Given material »

================

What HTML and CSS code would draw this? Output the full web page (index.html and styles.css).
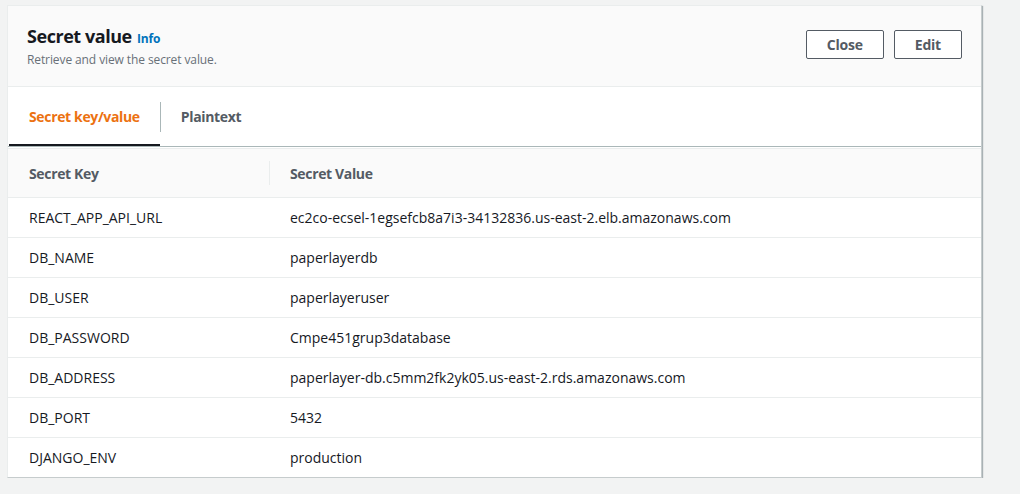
FILE: index.html
```html
<!DOCTYPE html>
<html>
<head>
<meta charset="utf-8">
<link rel="stylesheet" href="styles.css">
</head>
<body>
<div class="card">
  <div class="header">
    <div class="heading">
      <h2 class="title">Secret value <a class="info">Info</a></h2>
      <p class="desc">Retrieve and view the secret value.</p>
    </div>
    <div class="actions">
      <button class="btn">Close</button>
      <button class="btn">Edit</button>
    </div>
  </div>
  <div class="tabs">
    <div class="tab active">Secret key/value</div>
    <div class="tab-sep"></div>
    <div class="tab">Plaintext</div>
  </div>
  <div class="table">
    <div class="row head">
      <div class="cell key">Secret Key</div>
      <div class="col-sep"></div>
      <div class="cell val">Secret Value</div>
    </div>
    <div class="row"><div class="cell key">REACT_APP_API_URL</div><div class="cell val">ec2co-ecsel-1egsefcb8a7i3-34132836.us-east-2.elb.amazonaws.com</div></div>
    <div class="row"><div class="cell key">DB_NAME</div><div class="cell val">paperlayerdb</div></div>
    <div class="row"><div class="cell key">DB_USER</div><div class="cell val">paperlayeruser</div></div>
    <div class="row"><div class="cell key">DB_PASSWORD</div><div class="cell val">Cmpe451grup3database</div></div>
    <div class="row"><div class="cell key">DB_ADDRESS</div><div class="cell val">paperlayer-db.c5mm2fk2yk05.us-east-2.rds.amazonaws.com</div></div>
    <div class="row"><div class="cell key">DB_PORT</div><div class="cell val">5432</div></div>
    <div class="row last"><div class="cell key">DJANGO_ENV</div><div class="cell val">production</div></div>
  </div>
</div>
</body>
</html>
```
FILE: styles.css
```css
* { box-sizing: border-box; }
html, body { margin: 0; padding: 0; }
body {
  background: #f2f3f3;
  font-family: "Open Sans", "Liberation Sans", sans-serif;
  color: #16191f;
  padding: 5px 0 0 7px;
}
.card {
  width: 975px;
  background: #fff;
  border: 1px solid #eaeded;
  border-right-color: #c6cccd;
  border-bottom-color: #c6cccd;
  box-shadow: 1px 1px 1px rgba(0, 28, 36, 0.3);
}
.header {
  height: 81px;
  background: #fafafa;
  border-bottom: 1px solid #eaeded;
  display: flex;
  justify-content: space-between;
  align-items: flex-start;
  padding: 19px 19px 0 19px;
}
.title {
  margin: 0;
  font-size: 18px;
  line-height: 22px;
  font-weight: 700;
  letter-spacing: -0.45px;
  color: #16191f;
}
.info {
  font-size: 12px;
  font-weight: 700;
  letter-spacing: -0.2px;
  color: #0073bb;
  margin-left: 1px;
}
.desc {
  margin: 2px 0 0;
  font-size: 12px;
  line-height: 16px;
  letter-spacing: -0.1px;
  color: #687078;
}
.actions {
  display: flex;
  gap: 10px;
  padding-top: 5px;
}
.btn {
  font-family: inherit;
  font-size: 14px;
  font-weight: 700;
  letter-spacing: -0.2px;
  color: #545b64;
  background: #fff;
  border: 1px solid #545b64;
  border-radius: 2px;
  height: 29px;
  padding: 0 20px;
}
.tabs {
  height: 60px;
  border-bottom: 1px solid #aab7b8;
  display: flex;
  align-items: center;
  padding-left: 1px;
}
.tab {
  height: 59px;
  display: flex;
  align-items: center;
  padding: 0 20px;
  font-size: 14px;
  font-weight: 700;
  letter-spacing: -0.35px;
  color: #545b64;
}
.tab.active {
  color: #ec7211;
  box-shadow: inset 0 -2px 0 #16191f;
}
.tab-sep {
  width: 1px;
  height: 30px;
  background: #aab7b8;
}
.table {
  border-top: 1px solid #eaeded;
  margin-top: 1px;
}
.row {
  display: flex;
  align-items: center;
  height: 40px;
  border-bottom: 1px solid #eaeded;
  font-size: 14px;
}
.row.last { border-bottom: none; height: 39px; }
.row.head {
  height: 49px;
  background: #fafafa;
  font-weight: 700;
  letter-spacing: -0.35px;
  color: #545b64;
}
.cell.key { width: 262px; padding-left: 21px; }
.cell.val { padding-left: 20px; }
.row.head .cell.key { width: 261px; }
.col-sep {
  width: 1px;
  height: 24px;
  background: #eaeded;
}
```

================

What is asked »
Every line of text is to be repeated exactly; pictures are left out.

Output for this exercise »
What HTML and CSS code would draw this? Output the full web page (index.html and styles.css).
FILE: index.html
```html
<!DOCTYPE html>
<html>
<head>
<meta charset="utf-8">
<link rel="stylesheet" href="styles.css">
</head>
<body>
<div class="card">
  <div class="header">
    <div class="heading">
      <h2 class="title">Secret value <a class="info">Info</a></h2>
      <p class="desc">Retrieve and view the secret value.</p>
    </div>
    <div class="actions">
      <button class="btn">Close</button>
      <button class="btn">Edit</button>
    </div>
  </div>
  <div class="tabs">
    <div class="tab active">Secret key/value</div>
    <div class="tab-sep"></div>
    <div class="tab">Plaintext</div>
  </div>
  <div class="table">
    <div class="row head">
      <div class="cell key">Secret Key</div>
      <div class="col-sep"></div>
      <div class="cell val">Secret Value</div>
    </div>
    <div class="row"><div class="cell key">REACT_APP_API_URL</div><div class="cell val">ec2co-ecsel-1egsefcb8a7i3-34132836.us-east-2.elb.amazonaws.com</div></div>
    <div class="row"><div class="cell key">DB_NAME</div><div class="cell val">paperlayerdb</div></div>
    <div class="row"><div class="cell key">DB_USER</div><div class="cell val">paperlayeruser</div></div>
    <div class="row"><div class="cell key">DB_PASSWORD</div><div class="cell val">Cmpe451grup3database</div></div>
    <div class="row"><div class="cell key">DB_ADDRESS</div><div class="cell val">paperlayer-db.c5mm2fk2yk05.us-east-2.rds.amazonaws.com</div></div>
    <div class="row"><div class="cell key">DB_PORT</div><div class="cell val">5432</div></div>
    <div class="row last"><div class="cell key">DJANGO_ENV</div><div class="cell val">production</div></div>
  </div>
</div>
</body>
</html>
```
FILE: styles.css
```css
* { box-sizing: border-box; }
html, body { margin: 0; padding: 0; }
body {
  background: #f2f3f3;
  font-family: "Open Sans", "Liberation Sans", sans-serif;
  color: #16191f;
  padding: 5px 0 0 7px;
}
.card {
  width: 975px;
  background: #fff;
  border: 1px solid #eaeded;
  border-right-color: #c6cccd;
  border-bottom-color: #c6cccd;
  box-shadow: 1px 1px 1px rgba(0, 28, 36, 0.3);
}
.header {
  height: 81px;
  background: #fafafa;
  border-bottom: 1px solid #eaeded;
  display: flex;
  justify-content: space-between;
  align-items: flex-start;
  padding: 19px 19px 0 19px;
}
.title {
  margin: 0;
  font-size: 18px;
  line-height: 22px;
  font-weight: 700;
  letter-spacing: -0.45px;
  color: #16191f;
}
.info {
  font-size: 12px;
  font-weight: 700;
  letter-spacing: -0.2px;
  color: #0073bb;
  margin-left: 1px;
}
.desc {
  margin: 2px 0 0;
  font-size: 12px;
  line-height: 16px;
  letter-spacing: -0.1px;
  color: #687078;
}
.actions {
  display: flex;
  gap: 10px;
  padding-top: 5px;
}
.btn {
  font-family: inherit;
  font-size: 14px;
  font-weight: 700;
  letter-spacing: -0.2px;
  color: #545b64;
  background: #fff;
  border: 1px solid #545b64;
  border-radius: 2px;
  height: 29px;
  padding: 0 20px;
}
.tabs {
  height: 60px;
  border-bottom: 1px solid #aab7b8;
  display: flex;
  align-items: center;
  padding-left: 1px;
}
.tab {
  height: 59px;
  display: flex;
  align-items: center;
  padding: 0 20px;
  font-size: 14px;
  font-weight: 700;
  letter-spacing: -0.35px;
  color: #545b64;
}
.tab.active {
  color: #ec7211;
  box-shadow: inset 0 -2px 0 #16191f;
}
.tab-sep {
  width: 1px;
  height: 30px;
  background: #aab7b8;
}
.table {
  border-top: 1px solid #eaeded;
  margin-top: 1px;
}
.row {
  display: flex;
  align-items: center;
  height: 40px;
  border-bottom: 1px solid #eaeded;
  font-size: 14px;
}
.row.last { border-bottom: none; height: 39px; }
.row.head {
  height: 49px;
  background: #fafafa;
  font-weight: 700;
  letter-spacing: -0.35px;
  color: #545b64;
}
.cell.key { width: 262px; padding-left: 21px; }
.cell.val { padding-left: 20px; }
.row.head .cell.key { width: 261px; }
.col-sep {
  width: 1px;
  height: 24px;
  background: #eaeded;
}
```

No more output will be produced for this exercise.